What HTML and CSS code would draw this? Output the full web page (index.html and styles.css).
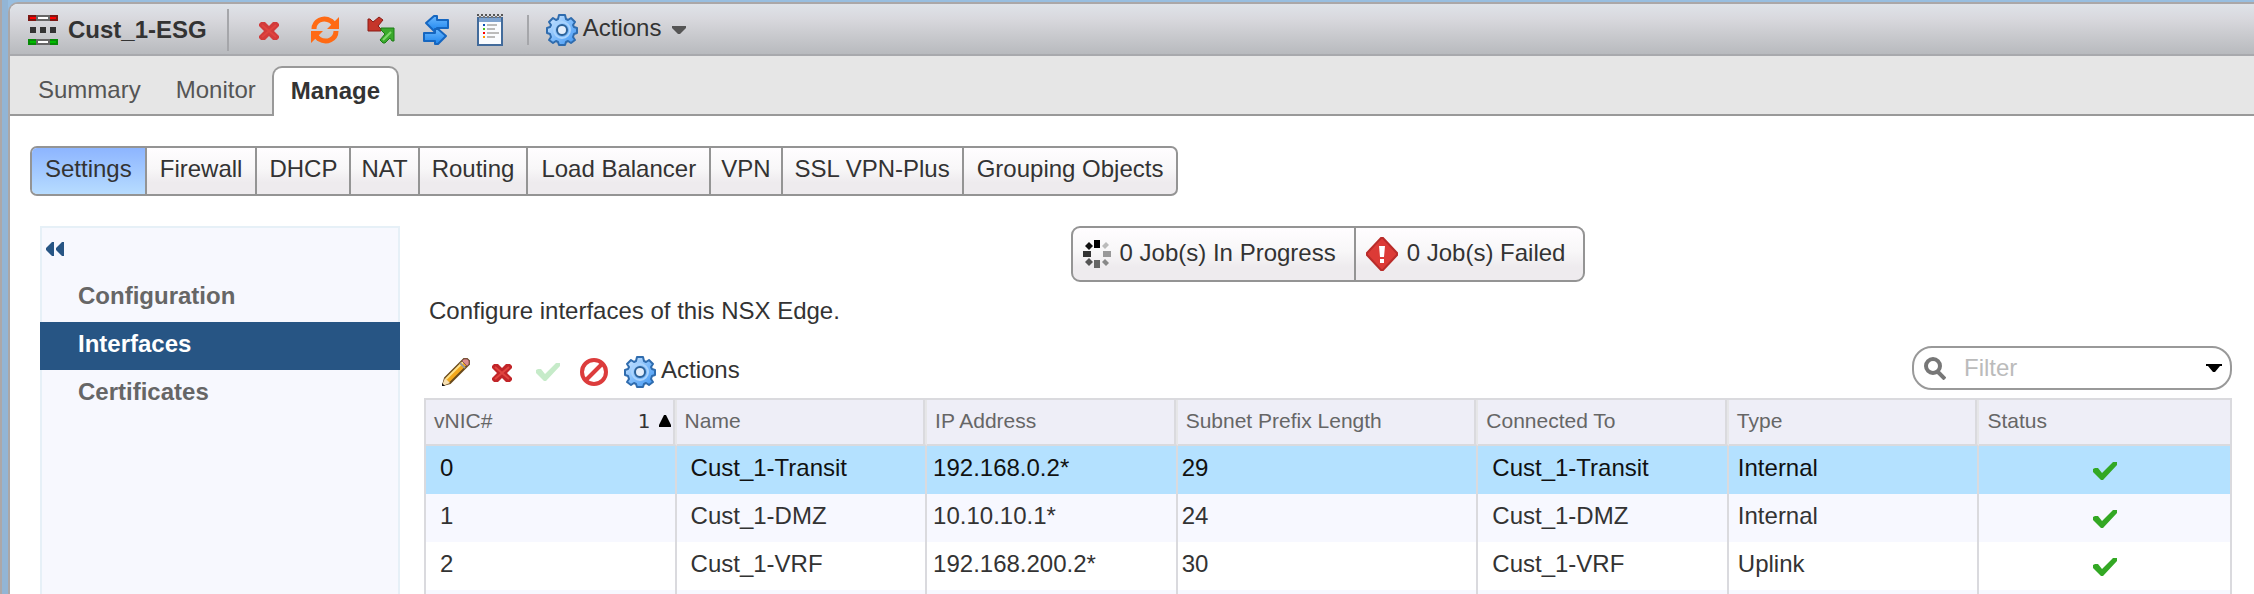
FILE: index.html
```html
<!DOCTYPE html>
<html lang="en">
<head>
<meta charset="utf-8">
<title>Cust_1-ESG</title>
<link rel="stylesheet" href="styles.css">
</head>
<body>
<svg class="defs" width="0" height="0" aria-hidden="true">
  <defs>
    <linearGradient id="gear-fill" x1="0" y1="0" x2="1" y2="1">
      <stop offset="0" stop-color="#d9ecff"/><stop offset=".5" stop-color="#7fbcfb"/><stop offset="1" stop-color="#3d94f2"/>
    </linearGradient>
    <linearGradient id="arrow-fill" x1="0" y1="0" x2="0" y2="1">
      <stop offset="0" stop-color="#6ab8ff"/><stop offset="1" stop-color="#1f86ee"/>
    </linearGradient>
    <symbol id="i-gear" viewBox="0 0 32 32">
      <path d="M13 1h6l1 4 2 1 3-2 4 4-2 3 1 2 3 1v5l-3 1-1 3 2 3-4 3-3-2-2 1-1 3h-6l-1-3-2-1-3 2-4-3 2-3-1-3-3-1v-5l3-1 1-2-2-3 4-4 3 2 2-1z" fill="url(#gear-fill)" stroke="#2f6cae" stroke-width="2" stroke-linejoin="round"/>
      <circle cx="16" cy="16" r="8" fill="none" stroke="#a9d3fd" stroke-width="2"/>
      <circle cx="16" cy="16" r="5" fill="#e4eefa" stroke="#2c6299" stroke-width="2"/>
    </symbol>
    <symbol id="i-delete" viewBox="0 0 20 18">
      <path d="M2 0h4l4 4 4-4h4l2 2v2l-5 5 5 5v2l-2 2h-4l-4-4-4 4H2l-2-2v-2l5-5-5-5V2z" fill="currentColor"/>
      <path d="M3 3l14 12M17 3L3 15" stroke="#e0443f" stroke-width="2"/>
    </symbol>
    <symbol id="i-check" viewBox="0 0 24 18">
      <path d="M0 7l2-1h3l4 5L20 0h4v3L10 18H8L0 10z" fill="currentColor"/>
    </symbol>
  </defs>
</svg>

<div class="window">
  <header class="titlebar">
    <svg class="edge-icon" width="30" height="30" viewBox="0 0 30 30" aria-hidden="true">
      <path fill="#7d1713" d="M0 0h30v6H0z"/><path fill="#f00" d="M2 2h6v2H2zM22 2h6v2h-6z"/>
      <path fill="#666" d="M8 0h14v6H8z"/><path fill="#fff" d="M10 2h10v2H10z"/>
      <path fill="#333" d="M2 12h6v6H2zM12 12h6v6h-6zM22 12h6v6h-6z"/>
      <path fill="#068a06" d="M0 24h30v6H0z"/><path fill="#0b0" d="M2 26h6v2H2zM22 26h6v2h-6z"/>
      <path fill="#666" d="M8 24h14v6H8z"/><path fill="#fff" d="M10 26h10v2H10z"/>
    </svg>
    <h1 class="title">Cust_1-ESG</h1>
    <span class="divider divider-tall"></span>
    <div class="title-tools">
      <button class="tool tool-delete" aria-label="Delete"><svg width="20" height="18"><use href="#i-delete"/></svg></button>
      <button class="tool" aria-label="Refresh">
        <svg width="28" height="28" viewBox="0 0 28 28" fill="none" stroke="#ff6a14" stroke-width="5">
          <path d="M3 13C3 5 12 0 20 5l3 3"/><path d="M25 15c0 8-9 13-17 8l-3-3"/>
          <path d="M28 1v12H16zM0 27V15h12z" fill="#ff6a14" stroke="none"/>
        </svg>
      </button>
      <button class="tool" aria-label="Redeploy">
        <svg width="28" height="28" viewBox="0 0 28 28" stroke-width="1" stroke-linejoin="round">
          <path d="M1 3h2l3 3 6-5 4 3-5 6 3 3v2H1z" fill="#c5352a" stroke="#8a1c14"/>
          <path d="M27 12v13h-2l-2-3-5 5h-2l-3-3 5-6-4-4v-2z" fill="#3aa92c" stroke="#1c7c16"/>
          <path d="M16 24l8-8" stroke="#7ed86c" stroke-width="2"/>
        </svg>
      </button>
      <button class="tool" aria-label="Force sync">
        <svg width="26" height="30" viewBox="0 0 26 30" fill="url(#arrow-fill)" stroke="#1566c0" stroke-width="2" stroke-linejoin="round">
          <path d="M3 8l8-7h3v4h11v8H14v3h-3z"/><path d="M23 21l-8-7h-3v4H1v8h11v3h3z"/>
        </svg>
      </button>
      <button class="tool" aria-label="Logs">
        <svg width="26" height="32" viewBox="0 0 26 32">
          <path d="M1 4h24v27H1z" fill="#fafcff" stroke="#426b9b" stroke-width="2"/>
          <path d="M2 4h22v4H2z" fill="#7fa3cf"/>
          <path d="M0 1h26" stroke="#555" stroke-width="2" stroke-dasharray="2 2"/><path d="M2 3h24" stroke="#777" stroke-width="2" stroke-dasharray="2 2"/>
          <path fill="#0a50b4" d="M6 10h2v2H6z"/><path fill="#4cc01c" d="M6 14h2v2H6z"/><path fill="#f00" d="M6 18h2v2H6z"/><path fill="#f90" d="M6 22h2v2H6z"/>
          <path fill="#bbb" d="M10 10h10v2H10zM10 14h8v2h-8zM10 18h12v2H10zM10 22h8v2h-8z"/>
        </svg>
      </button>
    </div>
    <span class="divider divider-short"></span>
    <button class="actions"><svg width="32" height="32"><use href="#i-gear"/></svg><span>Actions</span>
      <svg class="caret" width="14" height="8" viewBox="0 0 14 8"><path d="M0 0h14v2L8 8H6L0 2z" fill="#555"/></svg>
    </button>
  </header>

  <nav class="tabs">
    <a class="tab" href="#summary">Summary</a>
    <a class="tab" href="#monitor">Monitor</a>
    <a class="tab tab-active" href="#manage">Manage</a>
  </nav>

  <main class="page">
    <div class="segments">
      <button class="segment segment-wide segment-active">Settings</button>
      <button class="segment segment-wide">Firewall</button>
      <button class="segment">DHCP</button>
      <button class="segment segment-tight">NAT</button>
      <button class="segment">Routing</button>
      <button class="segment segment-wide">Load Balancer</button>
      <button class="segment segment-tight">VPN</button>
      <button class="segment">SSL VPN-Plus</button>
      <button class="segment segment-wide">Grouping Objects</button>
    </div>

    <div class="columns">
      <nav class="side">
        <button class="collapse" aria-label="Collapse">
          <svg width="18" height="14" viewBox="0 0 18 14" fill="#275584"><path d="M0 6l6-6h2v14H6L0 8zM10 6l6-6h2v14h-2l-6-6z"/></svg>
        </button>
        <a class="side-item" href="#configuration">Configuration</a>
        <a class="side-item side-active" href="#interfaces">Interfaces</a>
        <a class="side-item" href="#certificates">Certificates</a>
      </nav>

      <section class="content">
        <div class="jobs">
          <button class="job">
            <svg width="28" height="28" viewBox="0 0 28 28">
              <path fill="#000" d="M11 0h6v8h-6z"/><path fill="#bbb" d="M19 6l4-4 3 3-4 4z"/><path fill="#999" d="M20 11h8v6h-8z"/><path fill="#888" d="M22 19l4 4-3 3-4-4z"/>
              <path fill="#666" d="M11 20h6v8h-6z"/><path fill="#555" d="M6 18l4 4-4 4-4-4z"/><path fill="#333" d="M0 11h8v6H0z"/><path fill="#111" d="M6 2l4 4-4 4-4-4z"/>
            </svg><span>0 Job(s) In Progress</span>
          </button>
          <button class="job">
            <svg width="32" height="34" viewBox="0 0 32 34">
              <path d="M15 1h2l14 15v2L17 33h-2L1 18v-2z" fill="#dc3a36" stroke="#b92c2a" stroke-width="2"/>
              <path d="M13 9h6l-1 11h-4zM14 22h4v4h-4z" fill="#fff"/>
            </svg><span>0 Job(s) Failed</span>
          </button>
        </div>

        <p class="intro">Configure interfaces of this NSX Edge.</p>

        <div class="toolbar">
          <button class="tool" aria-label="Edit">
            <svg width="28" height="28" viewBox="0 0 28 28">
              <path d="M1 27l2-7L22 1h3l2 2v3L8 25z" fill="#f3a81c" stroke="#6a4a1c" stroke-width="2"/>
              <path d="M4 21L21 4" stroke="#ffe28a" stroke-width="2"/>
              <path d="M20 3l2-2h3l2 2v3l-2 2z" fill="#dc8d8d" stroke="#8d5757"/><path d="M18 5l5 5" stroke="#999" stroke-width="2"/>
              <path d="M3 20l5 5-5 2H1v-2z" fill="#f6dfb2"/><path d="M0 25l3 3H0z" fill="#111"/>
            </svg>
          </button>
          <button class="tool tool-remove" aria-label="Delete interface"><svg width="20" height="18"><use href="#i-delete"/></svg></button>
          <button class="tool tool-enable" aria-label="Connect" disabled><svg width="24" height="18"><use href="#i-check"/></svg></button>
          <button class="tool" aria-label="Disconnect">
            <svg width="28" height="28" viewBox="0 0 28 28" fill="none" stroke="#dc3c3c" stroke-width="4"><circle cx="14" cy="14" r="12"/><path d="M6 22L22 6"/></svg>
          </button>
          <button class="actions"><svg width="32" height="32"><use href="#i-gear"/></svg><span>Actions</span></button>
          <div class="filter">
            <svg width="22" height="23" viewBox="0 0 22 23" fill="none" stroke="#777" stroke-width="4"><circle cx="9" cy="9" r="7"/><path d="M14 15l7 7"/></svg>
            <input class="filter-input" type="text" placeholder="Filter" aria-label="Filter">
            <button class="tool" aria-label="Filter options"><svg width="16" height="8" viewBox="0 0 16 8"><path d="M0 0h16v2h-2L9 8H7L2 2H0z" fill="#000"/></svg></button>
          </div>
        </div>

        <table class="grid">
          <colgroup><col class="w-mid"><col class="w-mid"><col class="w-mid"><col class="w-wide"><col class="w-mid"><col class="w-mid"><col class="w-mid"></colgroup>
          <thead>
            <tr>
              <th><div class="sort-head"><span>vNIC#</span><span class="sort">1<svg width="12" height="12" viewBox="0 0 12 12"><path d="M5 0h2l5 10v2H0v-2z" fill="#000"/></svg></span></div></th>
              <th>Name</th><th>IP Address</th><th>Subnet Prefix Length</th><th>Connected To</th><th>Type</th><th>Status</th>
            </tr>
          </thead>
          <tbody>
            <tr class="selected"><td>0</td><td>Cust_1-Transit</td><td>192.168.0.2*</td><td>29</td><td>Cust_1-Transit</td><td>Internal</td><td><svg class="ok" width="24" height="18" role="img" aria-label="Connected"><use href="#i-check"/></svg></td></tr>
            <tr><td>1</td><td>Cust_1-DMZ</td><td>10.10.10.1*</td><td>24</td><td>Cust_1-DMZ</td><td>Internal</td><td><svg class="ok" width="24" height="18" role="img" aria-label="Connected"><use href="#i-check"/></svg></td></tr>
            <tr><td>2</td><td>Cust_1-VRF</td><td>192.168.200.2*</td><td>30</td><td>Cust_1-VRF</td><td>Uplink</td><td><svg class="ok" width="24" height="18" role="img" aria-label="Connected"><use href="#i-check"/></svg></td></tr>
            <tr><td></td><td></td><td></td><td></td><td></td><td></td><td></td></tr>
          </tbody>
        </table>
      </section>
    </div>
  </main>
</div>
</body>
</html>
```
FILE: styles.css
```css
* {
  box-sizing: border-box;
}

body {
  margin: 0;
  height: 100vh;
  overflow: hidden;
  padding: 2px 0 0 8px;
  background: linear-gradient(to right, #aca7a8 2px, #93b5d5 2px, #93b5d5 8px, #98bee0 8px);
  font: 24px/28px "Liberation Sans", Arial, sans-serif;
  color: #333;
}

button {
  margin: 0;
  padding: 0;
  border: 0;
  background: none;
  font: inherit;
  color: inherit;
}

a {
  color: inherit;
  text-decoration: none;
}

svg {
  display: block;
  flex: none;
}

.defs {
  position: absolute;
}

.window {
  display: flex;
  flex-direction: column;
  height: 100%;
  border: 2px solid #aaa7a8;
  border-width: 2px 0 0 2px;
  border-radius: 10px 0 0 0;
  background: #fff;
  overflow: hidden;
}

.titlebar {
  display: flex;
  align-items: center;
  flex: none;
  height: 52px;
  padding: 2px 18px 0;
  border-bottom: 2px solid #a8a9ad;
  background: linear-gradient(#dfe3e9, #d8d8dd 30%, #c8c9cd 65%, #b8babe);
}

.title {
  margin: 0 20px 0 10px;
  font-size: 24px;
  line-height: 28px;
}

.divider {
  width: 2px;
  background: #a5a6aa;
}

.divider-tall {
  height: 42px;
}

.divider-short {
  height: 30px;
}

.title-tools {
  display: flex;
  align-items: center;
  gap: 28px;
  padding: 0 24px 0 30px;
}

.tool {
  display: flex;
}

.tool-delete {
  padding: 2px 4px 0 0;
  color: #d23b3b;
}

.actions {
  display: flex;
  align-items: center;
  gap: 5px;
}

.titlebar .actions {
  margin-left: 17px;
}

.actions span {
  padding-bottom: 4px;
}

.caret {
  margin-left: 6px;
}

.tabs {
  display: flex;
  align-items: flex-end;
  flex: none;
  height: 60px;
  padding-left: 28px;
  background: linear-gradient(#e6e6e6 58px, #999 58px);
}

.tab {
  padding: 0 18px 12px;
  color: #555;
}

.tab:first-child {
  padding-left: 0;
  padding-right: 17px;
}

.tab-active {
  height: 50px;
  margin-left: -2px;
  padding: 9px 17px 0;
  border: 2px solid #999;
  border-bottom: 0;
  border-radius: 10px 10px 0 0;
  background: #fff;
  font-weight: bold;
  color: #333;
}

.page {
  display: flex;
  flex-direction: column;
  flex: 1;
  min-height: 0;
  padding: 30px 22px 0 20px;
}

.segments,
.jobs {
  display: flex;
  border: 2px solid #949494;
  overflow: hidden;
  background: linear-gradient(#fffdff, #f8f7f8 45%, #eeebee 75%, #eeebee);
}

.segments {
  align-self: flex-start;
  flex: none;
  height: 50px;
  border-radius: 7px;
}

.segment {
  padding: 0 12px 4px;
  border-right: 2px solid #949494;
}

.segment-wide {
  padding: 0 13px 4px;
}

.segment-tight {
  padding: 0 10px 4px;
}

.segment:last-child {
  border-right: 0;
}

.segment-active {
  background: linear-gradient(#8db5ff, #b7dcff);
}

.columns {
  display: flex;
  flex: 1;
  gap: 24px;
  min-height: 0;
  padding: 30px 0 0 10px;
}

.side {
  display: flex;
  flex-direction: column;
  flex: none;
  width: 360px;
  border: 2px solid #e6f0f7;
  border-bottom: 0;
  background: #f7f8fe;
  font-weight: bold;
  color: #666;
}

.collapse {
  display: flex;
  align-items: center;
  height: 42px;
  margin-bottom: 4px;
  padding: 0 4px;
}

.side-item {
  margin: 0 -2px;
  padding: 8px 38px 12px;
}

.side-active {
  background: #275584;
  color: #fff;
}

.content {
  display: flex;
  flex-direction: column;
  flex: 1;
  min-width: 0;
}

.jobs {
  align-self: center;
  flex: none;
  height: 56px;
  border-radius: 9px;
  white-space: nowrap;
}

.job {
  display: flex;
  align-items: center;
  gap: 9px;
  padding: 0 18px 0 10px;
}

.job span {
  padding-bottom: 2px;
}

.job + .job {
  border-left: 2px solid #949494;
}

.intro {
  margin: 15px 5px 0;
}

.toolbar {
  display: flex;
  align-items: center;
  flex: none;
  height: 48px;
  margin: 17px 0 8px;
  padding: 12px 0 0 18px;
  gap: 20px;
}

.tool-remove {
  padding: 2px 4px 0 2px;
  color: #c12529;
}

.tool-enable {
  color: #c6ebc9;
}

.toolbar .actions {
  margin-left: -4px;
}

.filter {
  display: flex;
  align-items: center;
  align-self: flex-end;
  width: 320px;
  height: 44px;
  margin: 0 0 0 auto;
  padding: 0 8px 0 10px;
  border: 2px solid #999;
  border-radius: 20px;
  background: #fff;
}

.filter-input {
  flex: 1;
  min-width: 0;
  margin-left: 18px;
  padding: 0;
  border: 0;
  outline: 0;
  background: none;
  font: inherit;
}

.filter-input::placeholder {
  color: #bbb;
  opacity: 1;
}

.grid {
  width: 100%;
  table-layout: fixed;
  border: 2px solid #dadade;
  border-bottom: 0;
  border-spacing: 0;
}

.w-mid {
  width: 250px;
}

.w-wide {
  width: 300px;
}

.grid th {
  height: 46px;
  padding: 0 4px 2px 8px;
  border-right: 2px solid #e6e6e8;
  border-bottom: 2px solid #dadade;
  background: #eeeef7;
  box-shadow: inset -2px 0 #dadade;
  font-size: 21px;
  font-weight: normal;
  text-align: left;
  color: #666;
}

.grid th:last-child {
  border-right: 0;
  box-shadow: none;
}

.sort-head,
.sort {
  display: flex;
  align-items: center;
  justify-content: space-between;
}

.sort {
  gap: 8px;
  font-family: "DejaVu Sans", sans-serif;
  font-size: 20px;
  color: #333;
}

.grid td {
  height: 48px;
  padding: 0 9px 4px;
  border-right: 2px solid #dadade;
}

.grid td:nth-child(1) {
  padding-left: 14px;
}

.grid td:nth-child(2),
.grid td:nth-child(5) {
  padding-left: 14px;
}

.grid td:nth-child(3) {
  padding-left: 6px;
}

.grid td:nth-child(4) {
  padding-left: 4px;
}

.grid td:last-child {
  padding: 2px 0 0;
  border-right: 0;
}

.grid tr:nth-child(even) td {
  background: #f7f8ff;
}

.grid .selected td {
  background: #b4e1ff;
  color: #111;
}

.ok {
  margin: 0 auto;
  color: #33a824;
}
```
════
▶ [Problem] In the material above, find each line that contains the word "this", and select it.

▶ [Worked solution]
What HTML and CSS code would draw this? Output the full web page (index.html and styles.css).
        <p class="intro">Configure interfaces of this NSX Edge.</p>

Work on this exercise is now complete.